Set down each line of the data below exactly as it stands, dropping the pictures.

*** Given information

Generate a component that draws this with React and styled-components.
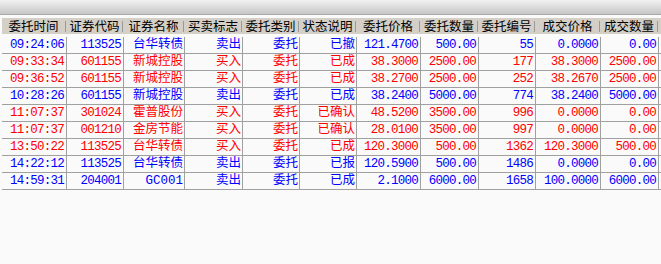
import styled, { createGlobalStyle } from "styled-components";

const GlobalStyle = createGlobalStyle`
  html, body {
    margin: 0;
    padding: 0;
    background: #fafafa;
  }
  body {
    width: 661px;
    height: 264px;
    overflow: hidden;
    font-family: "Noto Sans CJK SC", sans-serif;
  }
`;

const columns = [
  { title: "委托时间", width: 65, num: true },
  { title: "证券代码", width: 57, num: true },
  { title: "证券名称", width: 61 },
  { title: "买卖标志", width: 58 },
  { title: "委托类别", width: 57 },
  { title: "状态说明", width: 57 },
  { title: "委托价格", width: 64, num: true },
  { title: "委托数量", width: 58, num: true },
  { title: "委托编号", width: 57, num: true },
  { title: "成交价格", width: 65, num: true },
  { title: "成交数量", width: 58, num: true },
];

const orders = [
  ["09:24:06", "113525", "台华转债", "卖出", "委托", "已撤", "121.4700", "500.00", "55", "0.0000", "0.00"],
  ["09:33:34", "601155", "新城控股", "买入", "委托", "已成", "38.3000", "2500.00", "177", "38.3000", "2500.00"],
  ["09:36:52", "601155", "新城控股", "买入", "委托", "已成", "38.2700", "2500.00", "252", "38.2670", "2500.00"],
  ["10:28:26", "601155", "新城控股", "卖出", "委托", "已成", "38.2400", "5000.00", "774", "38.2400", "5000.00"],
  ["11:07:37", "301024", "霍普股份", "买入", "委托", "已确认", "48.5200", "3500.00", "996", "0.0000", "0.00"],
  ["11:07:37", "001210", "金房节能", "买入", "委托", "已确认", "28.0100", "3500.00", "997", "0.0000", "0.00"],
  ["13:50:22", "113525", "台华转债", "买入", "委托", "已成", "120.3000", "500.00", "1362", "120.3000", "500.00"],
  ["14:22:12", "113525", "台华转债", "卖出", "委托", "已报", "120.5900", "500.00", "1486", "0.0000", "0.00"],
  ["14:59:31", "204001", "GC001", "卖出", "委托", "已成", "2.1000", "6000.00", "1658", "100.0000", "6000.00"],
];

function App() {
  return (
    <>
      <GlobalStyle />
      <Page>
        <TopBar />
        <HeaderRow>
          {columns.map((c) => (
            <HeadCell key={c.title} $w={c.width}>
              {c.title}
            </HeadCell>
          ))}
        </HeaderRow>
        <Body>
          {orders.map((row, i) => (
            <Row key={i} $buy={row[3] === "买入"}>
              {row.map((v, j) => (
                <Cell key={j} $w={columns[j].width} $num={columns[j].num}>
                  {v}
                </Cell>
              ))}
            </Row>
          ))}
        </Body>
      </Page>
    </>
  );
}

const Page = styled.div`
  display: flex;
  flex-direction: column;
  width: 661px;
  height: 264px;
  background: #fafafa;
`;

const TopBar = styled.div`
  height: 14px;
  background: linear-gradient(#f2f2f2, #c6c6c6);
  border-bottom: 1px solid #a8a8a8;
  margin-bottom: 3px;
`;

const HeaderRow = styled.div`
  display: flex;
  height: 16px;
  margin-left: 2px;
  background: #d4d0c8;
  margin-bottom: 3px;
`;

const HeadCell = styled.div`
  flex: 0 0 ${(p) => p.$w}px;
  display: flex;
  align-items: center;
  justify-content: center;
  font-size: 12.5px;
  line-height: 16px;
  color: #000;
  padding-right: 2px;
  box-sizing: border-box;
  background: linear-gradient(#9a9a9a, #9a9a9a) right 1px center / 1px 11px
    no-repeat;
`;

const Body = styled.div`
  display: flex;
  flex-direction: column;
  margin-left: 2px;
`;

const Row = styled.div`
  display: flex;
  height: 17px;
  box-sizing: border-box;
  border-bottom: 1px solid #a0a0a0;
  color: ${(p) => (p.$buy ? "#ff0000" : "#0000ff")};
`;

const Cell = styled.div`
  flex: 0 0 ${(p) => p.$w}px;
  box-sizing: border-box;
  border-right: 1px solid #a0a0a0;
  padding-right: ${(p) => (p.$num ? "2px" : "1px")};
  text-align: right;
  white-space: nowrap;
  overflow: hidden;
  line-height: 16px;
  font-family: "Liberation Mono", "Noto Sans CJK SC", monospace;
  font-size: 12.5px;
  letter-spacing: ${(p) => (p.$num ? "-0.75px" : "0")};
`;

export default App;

******

Response:
Generate a component that draws this with React and styled-components.
import styled, { createGlobalStyle } from "styled-components";

const GlobalStyle = createGlobalStyle`
  html, body {
    margin: 0;
    padding: 0;
    background: #fafafa;
  }
  body {
    width: 661px;
    height: 264px;
    overflow: hidden;
    font-family: "Noto Sans CJK SC", sans-serif;
  }
`;

const columns = [
  { title: "委托时间", width: 65, num: true },
  { title: "证券代码", width: 57, num: true },
  { title: "证券名称", width: 61 },
  { title: "买卖标志", width: 58 },
  { title: "委托类别", width: 57 },
  { title: "状态说明", width: 57 },
  { title: "委托价格", width: 64, num: true },
  { title: "委托数量", width: 58, num: true },
  { title: "委托编号", width: 57, num: true },
  { title: "成交价格", width: 65, num: true },
  { title: "成交数量", width: 58, num: true },
];

const orders = [
  ["09:24:06", "113525", "台华转债", "卖出", "委托", "已撤", "121.4700", "500.00", "55", "0.0000", "0.00"],
  ["09:33:34", "601155", "新城控股", "买入", "委托", "已成", "38.3000", "2500.00", "177", "38.3000", "2500.00"],
  ["09:36:52", "601155", "新城控股", "买入", "委托", "已成", "38.2700", "2500.00", "252", "38.2670", "2500.00"],
  ["10:28:26", "601155", "新城控股", "卖出", "委托", "已成", "38.2400", "5000.00", "774", "38.2400", "5000.00"],
  ["11:07:37", "301024", "霍普股份", "买入", "委托", "已确认", "48.5200", "3500.00", "996", "0.0000", "0.00"],
  ["11:07:37", "001210", "金房节能", "买入", "委托", "已确认", "28.0100", "3500.00", "997", "0.0000", "0.00"],
  ["13:50:22", "113525", "台华转债", "买入", "委托", "已成", "120.3000", "500.00", "1362", "120.3000", "500.00"],
  ["14:22:12", "113525", "台华转债", "卖出", "委托", "已报", "120.5900", "500.00", "1486", "0.0000", "0.00"],
  ["14:59:31", "204001", "GC001", "卖出", "委托", "已成", "2.1000", "6000.00", "1658", "100.0000", "6000.00"],
];

function App() {
  return (
    <>
      <GlobalStyle />
      <Page>
        <TopBar />
        <HeaderRow>
          {columns.map((c) => (
            <HeadCell key={c.title} $w={c.width}>
              {c.title}
            </HeadCell>
          ))}
        </HeaderRow>
        <Body>
          {orders.map((row, i) => (
            <Row key={i} $buy={row[3] === "买入"}>
              {row.map((v, j) => (
                <Cell key={j} $w={columns[j].width} $num={columns[j].num}>
                  {v}
                </Cell>
              ))}
            </Row>
          ))}
        </Body>
      </Page>
    </>
  );
}

const Page = styled.div`
  display: flex;
  flex-direction: column;
  width: 661px;
  height: 264px;
  background: #fafafa;
`;

const TopBar = styled.div`
  height: 14px;
  background: linear-gradient(#f2f2f2, #c6c6c6);
  border-bottom: 1px solid #a8a8a8;
  margin-bottom: 3px;
`;

const HeaderRow = styled.div`
  display: flex;
  height: 16px;
  margin-left: 2px;
  background: #d4d0c8;
  margin-bottom: 3px;
`;

const HeadCell = styled.div`
  flex: 0 0 ${(p) => p.$w}px;
  display: flex;
  align-items: center;
  justify-content: center;
  font-size: 12.5px;
  line-height: 16px;
  color: #000;
  padding-right: 2px;
  box-sizing: border-box;
  background: linear-gradient(#9a9a9a, #9a9a9a) right 1px center / 1px 11px
    no-repeat;
`;

const Body = styled.div`
  display: flex;
  flex-direction: column;
  margin-left: 2px;
`;

const Row = styled.div`
  display: flex;
  height: 17px;
  box-sizing: border-box;
  border-bottom: 1px solid #a0a0a0;
  color: ${(p) => (p.$buy ? "#ff0000" : "#0000ff")};
`;

const Cell = styled.div`
  flex: 0 0 ${(p) => p.$w}px;
  box-sizing: border-box;
  border-right: 1px solid #a0a0a0;
  padding-right: ${(p) => (p.$num ? "2px" : "1px")};
  text-align: right;
  white-space: nowrap;
  overflow: hidden;
  line-height: 16px;
  font-family: "Liberation Mono", "Noto Sans CJK SC", monospace;
  font-size: 12.5px;
  letter-spacing: ${(p) => (p.$num ? "-0.75px" : "0")};
`;

export default App;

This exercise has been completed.